The staging – designed by Elizabeth Gadsby for all-sides viewing – is dominated by a large cube of LED screens displaying images, text (a pre-play crash course in Roman history), title cards and live-streamed footage from the actors, who wield phones throughout. Williams’ Romans are nothing if not media-savvy. Even the assassinated Caesar manages to keep the camera turned toward his face.

Later, Antony, Lepidus and Octavius conduct their negotiations via Zoom. Octavius’ advancing legions are represented by a barrage of grainy clips from recent conflicts and war games.

The cast is kept constantly busy, as you might imagine, sometimes contributing from offstage. Only the occasional pre-recorded scene – Caesar’s assassination, for example – allows them some breathing space.

Music and sound (Stefan Gregory), lighting (Amelia Lever-Davidson) and video (David Bergman) are manipulated to build tension and amplify the sense of a state ready to tear itself apart.

Ewen Leslie is both conspirer and conspired against, playing Cassius and Caesar among others. Geraldine Hakewill also plays two sides as Casca and Marc Antony. Zahra Newman is Brutus. Other speaking roles are divvied up between them though in this hard-cut adaptation, several prominent voices have been excised altogether.

Williams spins his major themes brilliantly at times but without the likes of Calpurnia and Portia, the emotional dimensions of the play are constricted. The collateral death of Cinna the poet (Leslie) at the hands of rioters lacks impact. And as good as the performances are, one feels little pity for Cassius and Brutus as they face their ends.

The satirical spin Williams imparts to the play makes it seem rather more humorous than any other Julius Caesar I can recall. Caesar’s murder earned chuckles on opening night, though I’m unsure if it was supposed to. Covered in the blood of Caesar and breaking character, Leslie and Newman roll around on the stage chortling like teenagers who’ve just set fire to the high school gym (“we’re gonna be in soooo much trouble …”).

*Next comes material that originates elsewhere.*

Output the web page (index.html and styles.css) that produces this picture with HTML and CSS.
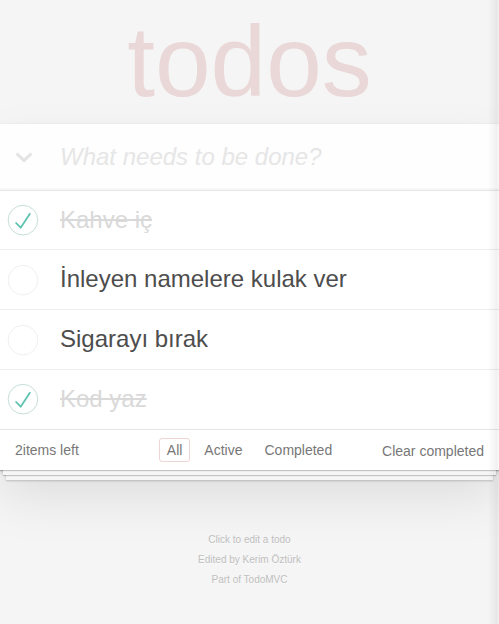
FILE: index.html
```html
<!DOCTYPE html>
<html lang="tr">
<head>
<meta charset="utf-8">
<title>todos</title>
<link rel="stylesheet" href="styles.css">
</head>
<body>
<h1 class="title">todos</h1>
<section class="todoapp">
  <header class="entry">
    <span class="toggle-all">
      <svg width="18" height="11" viewBox="0 0 18 11"><polyline points="1.5,1.5 9,8.5 16.5,1.5" fill="none" stroke="#e3e3e3" stroke-width="3"/></svg>
    </span>
    <input class="new-todo" placeholder="What needs to be done?">
  </header>
  <ul class="todo-list">
    <li class="todo done">
      <svg class="check" width="40" height="40" viewBox="-10 -18 100 135"><circle cx="50" cy="50" r="50" fill="none" stroke="#bddad5" stroke-width="3"/><path fill="#5dc2af" d="M72 25L42 71 27 56l-4 4 20 20 34-52z"/></svg>
      <span class="todo-text">Kahve iç</span>
    </li>
    <li class="todo">
      <svg class="check" width="40" height="40" viewBox="-10 -18 100 135"><circle cx="50" cy="50" r="50" fill="none" stroke="#ededed" stroke-width="3"/></svg>
      <span class="todo-text">İnleyen namelere kulak ver</span>
    </li>
    <li class="todo">
      <svg class="check" width="40" height="40" viewBox="-10 -18 100 135"><circle cx="50" cy="50" r="50" fill="none" stroke="#ededed" stroke-width="3"/></svg>
      <span class="todo-text">Sigarayı bırak</span>
    </li>
    <li class="todo done">
      <svg class="check" width="40" height="40" viewBox="-10 -18 100 135"><circle cx="50" cy="50" r="50" fill="none" stroke="#bddad5" stroke-width="3"/><path fill="#5dc2af" d="M72 25L42 71 27 56l-4 4 20 20 34-52z"/></svg>
      <span class="todo-text">Kod yaz</span>
    </li>
  </ul>
  <footer class="footer">
    <span class="count">2items left</span>
    <ul class="filters">
      <li><a class="selected" href="#/">All</a></li>
      <li><a href="#/active">Active</a></li>
      <li><a href="#/completed">Completed</a></li>
    </ul>
    <button class="clear">Clear completed</button>
  </footer>
</section>
<footer class="info">
  <p>Click to edit a todo</p>
  <p>Edited by Kerim Öztürk</p>
  <p>Part of TodoMVC</p>
</footer>
</body>
</html>
```
FILE: styles.css
```css
html, body {
  margin: 0;
  padding: 0;
}

body {
  background: #f5f5f5;
  color: #4d4d4d;
  font-family: "Liberation Sans", Arial, sans-serif;
  font-size: 14px;
  line-height: 1.4em;
  min-width: 230px;
  max-width: 550px;
  margin: 0 auto;
}

body::after {
  content: '';
  position: fixed;
  top: 0;
  right: 0;
  bottom: 0;
  width: 11px;
  background: linear-gradient(to right, rgba(0,0,0,0), rgba(0,0,0,0.055) 80%, rgba(0,0,0,0.025));
  pointer-events: none;
}

.title {
  margin: 11px 0 0;
  font-size: 100px;
  line-height: 100px;
  font-weight: 100;
  text-align: center;
  color: rgba(175, 47, 47, 0.15);
}

.todoapp {
  background: #fff;
  margin: 13px 0 40px 0;
  position: relative;
  box-shadow: 0 2px 4px 0 rgba(0, 0, 0, 0.2), 0 25px 50px 0 rgba(0, 0, 0, 0.1);
}

.entry {
  display: flex;
  align-items: center;
  background: rgba(0, 0, 0, 0.003);
  box-shadow: inset 0 -2px 1px rgba(0, 0, 0, 0.03);
}

.toggle-all {
  flex: none;
  width: 45px;
  padding-left: 15px;
  display: flex;
  margin-top: 2px;
}

.new-todo {
  flex: 1;
  min-width: 0;
  border: none;
  outline: none;
  background: transparent;
  margin: 0;
  padding: 16px 16px 16px 0;
  font-family: inherit;
  font-size: 24px;
  line-height: 1.4em;
  color: inherit;
}

.new-todo::placeholder {
  font-style: italic;
  font-weight: 300;
  color: #e6e6e6;
}

.todo-list {
  margin: 0;
  padding: 0;
  list-style: none;
  border-top: 1px solid #e6e6e6;
}

.todo {
  display: flex;
  align-items: center;
  font-size: 24px;
  border-bottom: 1px solid #ededed;
}

.todo:last-child {
  border-bottom: none;
}

.check {
  flex: none;
  display: block;
}

.todo-text {
  margin-left: 20px;
  padding: 15px 15px 15px 0;
  line-height: 1.2;
  color: #4d4d4d;
}

.done .todo-text {
  color: #d9d9d9;
  text-decoration: line-through;
}

.footer {
  position: relative;
  display: grid;
  grid-template-columns: 1fr auto 1fr;
  align-items: center;
  height: 20px;
  padding: 10px 15px;
  color: #777;
  border-top: 1px solid #e6e6e6;
  line-height: 20px;
}

.footer::before {
  content: '';
  position: absolute;
  right: 0;
  bottom: 0;
  left: 0;
  height: 50px;
  overflow: hidden;
  box-shadow: 0 1px 1px rgba(0, 0, 0, 0.2),
              0 8px 0 -3px #f6f6f6,
              0 9px 1px -3px rgba(0, 0, 0, 0.2),
              0 16px 0 -6px #f6f6f6,
              0 17px 2px -6px rgba(0, 0, 0, 0.2);
  pointer-events: none;
}

.count {
  position: relative;
  justify-self: start;
}

.filters {
  position: relative;
  display: flex;
  justify-content: center;
  margin: 0;
  padding: 0;
  list-style: none;
  white-space: nowrap;
}

.filters li {
  display: block;
}

.filters a {
  color: inherit;
  margin: 3px;
  padding: 3px 7px;
  text-decoration: none;
  border: 1px solid transparent;
  border-radius: 3px;
}

.filters a.selected {
  border-color: rgba(175, 47, 47, 0.2);
}

.clear {
  position: relative;
  justify-self: end;
  margin: 0;
  padding: 0;
  border: 0;
  background: none;
  font-family: inherit;
  font-size: 14px;
  line-height: 20px;
  color: inherit;
  top: 1px;
}

.info {
  margin: 65px auto 0;
  color: #bfbfbf;
  font-size: 10px;
  text-shadow: 0 1px 0 rgba(255, 255, 255, 0.5);
  text-align: center;
}

.info p {
  line-height: 1;
  margin: 10px 0;
}
```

After a measured start, Hakewill brings the house down, turning the funeral oration into a stump speech made up of borrowings from JFK, Obama, Howard, Trump and Morrison – with confetti cannons providing a suitably ejaculatory climax. She’s also pitch perfect as a conspiracy theorist ranting from the front seat of a car and Leslie is hilarious as an apoplectic Aussie extremist.

If you know the play well, there’s a chance you’ll feel that too much has been left on the cutting room floor. But were I approaching Julius Caesar for the first time, this gladiatorial battle of competing visions would seem pretty damned thrilling, pretty damned relevant.